*What this task involves*
Without the pictures, reproduce the records that follow exactly.

*Exercise materials*
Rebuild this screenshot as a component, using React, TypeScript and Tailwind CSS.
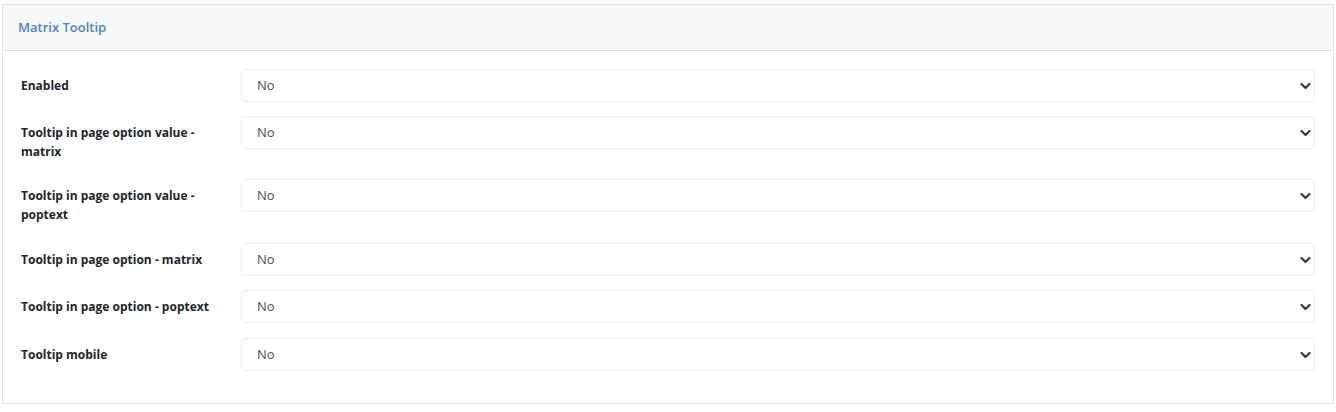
const rows = [
  { label: "Enabled" },
  { label: "Tooltip in page option value - matrix" },
  { label: "Tooltip in page option value - poptext" },
  { label: "Tooltip in page option - matrix" },
  { label: "Tooltip in page option - poptext" },
  { label: "Tooltip mobile" },
];

const Chevron = () => (
  <svg width="11" height="8" viewBox="0 0 11 8" className="text-[#343a40]">
    <path d="M1.5 2 L5.5 6 L9.5 2" fill="none" stroke="currentColor" strokeWidth="2.2" strokeLinecap="round" strokeLinejoin="round" />
  </svg>
);

const SelectRow = ({ label }: { label: string }) => (
  <div className="flex items-start mb-[14px]">
    <div className="w-[238px] shrink-0 pl-[18px] pr-[20px] pt-[7px] pb-[4px] text-[12px] leading-[19px] font-bold text-[#212529]">
      {label}
    </div>
    <div className="flex-1 h-[33px] flex items-center justify-between border border-[#eceef1] rounded-[4px] bg-white pl-[15px] pr-[3px]">
      <span className="text-[13px] text-[#495057]">No</span>
      <Chevron />
    </div>
  </div>
);

export default function App() {
  return (
    <div className="pt-[4px] px-[2px] bg-white min-h-[412px]" style={{ fontFamily: '"Open Sans", "Noto Sans", sans-serif' }}>
      <div className="border border-[#dee2e6] bg-white">
        <div className="h-[46px] bg-[#f7f8fa] border-b border-[#dee2e6] flex items-center px-[15px]">
          <span className="text-[13px] font-semibold text-[#4f84c4]">Matrix Tooltip</span>
        </div>
        <div className="pt-[18px] pb-[18px] pr-[18px] [&>div:nth-child(3)]:mb-[15px] [&>div:nth-child(5)]:mb-[15px]">
          {rows.map((r) => (
            <SelectRow key={r.label} label={r.label} />
          ))}
        </div>
      </div>
    </div>
  );
}
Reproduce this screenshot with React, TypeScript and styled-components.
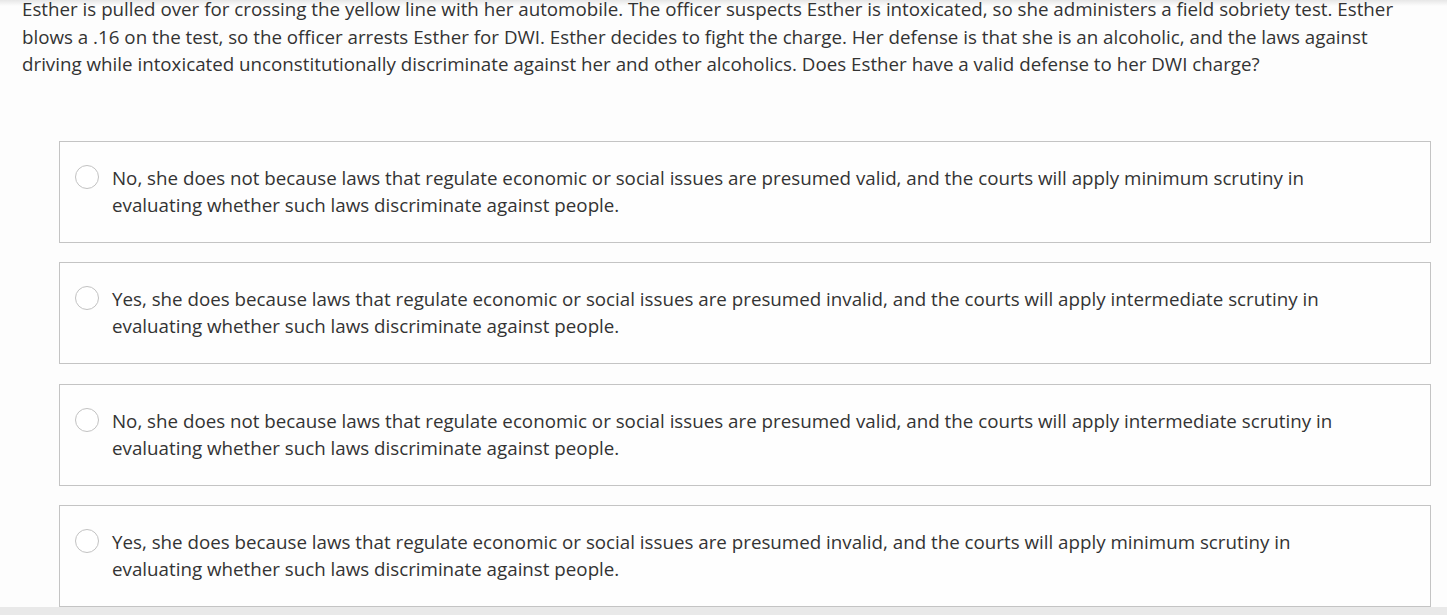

*Written reply*
Rebuild this screenshot as a component, using React, TypeScript and Tailwind CSS.
const rows = [
  { label: "Enabled" },
  { label: "Tooltip in page option value - matrix" },
  { label: "Tooltip in page option value - poptext" },
  { label: "Tooltip in page option - matrix" },
  { label: "Tooltip in page option - poptext" },
  { label: "Tooltip mobile" },
];

const Chevron = () => (
  <svg width="11" height="8" viewBox="0 0 11 8" className="text-[#343a40]">
    <path d="M1.5 2 L5.5 6 L9.5 2" fill="none" stroke="currentColor" strokeWidth="2.2" strokeLinecap="round" strokeLinejoin="round" />
  </svg>
);

const SelectRow = ({ label }: { label: string }) => (
  <div className="flex items-start mb-[14px]">
    <div className="w-[238px] shrink-0 pl-[18px] pr-[20px] pt-[7px] pb-[4px] text-[12px] leading-[19px] font-bold text-[#212529]">
      {label}
    </div>
    <div className="flex-1 h-[33px] flex items-center justify-between border border-[#eceef1] rounded-[4px] bg-white pl-[15px] pr-[3px]">
      <span className="text-[13px] text-[#495057]">No</span>
      <Chevron />
    </div>
  </div>
);

export default function App() {
  return (
    <div className="pt-[4px] px-[2px] bg-white min-h-[412px]" style={{ fontFamily: '"Open Sans", "Noto Sans", sans-serif' }}>
      <div className="border border-[#dee2e6] bg-white">
        <div className="h-[46px] bg-[#f7f8fa] border-b border-[#dee2e6] flex items-center px-[15px]">
          <span className="text-[13px] font-semibold text-[#4f84c4]">Matrix Tooltip</span>
        </div>
        <div className="pt-[18px] pb-[18px] pr-[18px] [&>div:nth-child(3)]:mb-[15px] [&>div:nth-child(5)]:mb-[15px]">
          {rows.map((r) => (
            <SelectRow key={r.label} label={r.label} />
          ))}
        </div>
      </div>
    </div>
  );
}
Reproduce this screenshot with React, TypeScript and styled-components.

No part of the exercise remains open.